Mi
periplo hacia la ruta de la "gran música" (así la llamo) me lleva a
Praga, concretamente al Museo de la Música. Praga hizo de Mozart su niño
mimado. Aquí, el genio de Salzburgo, fue muy querido por las grandes
familias burguesas que lo arroparon con su mecenazgo, facilitando el
estreno de muchas de sus grandes obras. El amor a la música se respira
en cada calle. Entro en el museo y el silencio de la primera sala me
transporta en el tiempo, un soñador perfume ancestral me inunda. Aquí y
allá las dependencias están plagadas de expositores de instrumentos
musicales de todas las épocas. El corazón se me dispara cuando visito la
sala de instrumentos de tecla. Permanezco arrobado por tiempo infinito.
Disfruto. Una encargada del museo se me acerca al comprobar que doy
muchas indicaciones a los amigos que me acompañan. Intuye que les estoy
explicando la historia del piano a partir de esa sala. Está en lo
cierto. Amablemente me pide que la acompañe al salón principal,
señala hacia un lateral y me invita a tomar asiento en un magnífico
piano. Dos bailarinas (profesora y alumna) practican unos elegantes
pasos de danza. Suena una danza eslava de Dvořák,
¡ah, qué placer!
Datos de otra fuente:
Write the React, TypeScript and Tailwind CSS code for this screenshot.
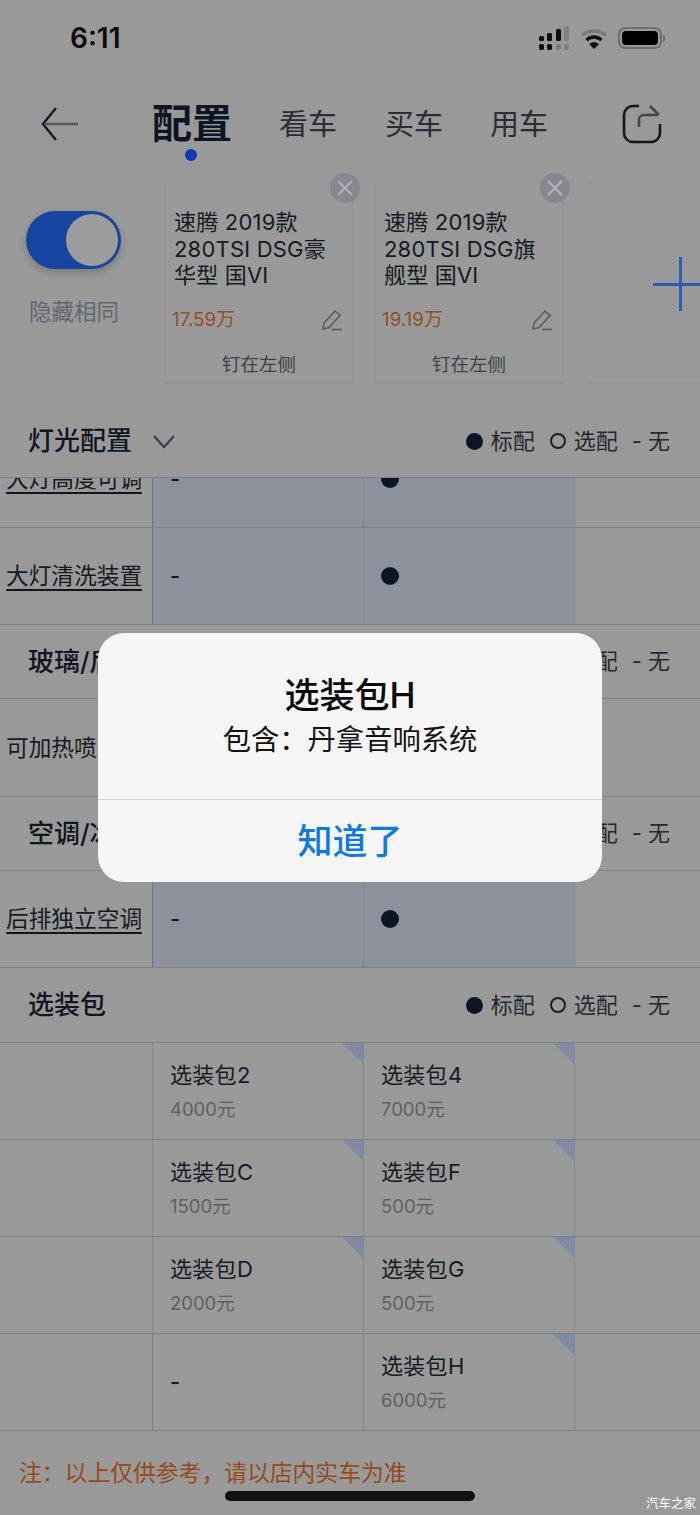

Su intuición no falla, sabe que soy pianista y me pide
que toque lo que quiera. La música del checo se extingue poco a poco.
Silencio. Rozo las teclas con mis dedos para comprobar el mecanismo del
instrumento. La zona grave del piano es generosa, ¡estupendo! -me digo-.
Medito durante unos segundos qué puedo tocar. ¡Ya lo tengo! La mano
izquierda de Brahms será mi aliada (el teutón era zurdo y se nota en su
pianismo). Mi gozo es total, miro a las bailarinas y toco el «Vals nº3
op.39 en sol sostenido menor», de Brahms. Los cuerpos esbeltos y etéreos
de las danzarinas responden con gracia al tres por cuatro de mi
interpretación. Cuando doy por concluida la pieza, profesora y alumna
aplauden discretamente, con amor, y compartimos una cálida sonrisa de
complicidad. Minutos de éxtasis y felicidad que no olvidaré jamás.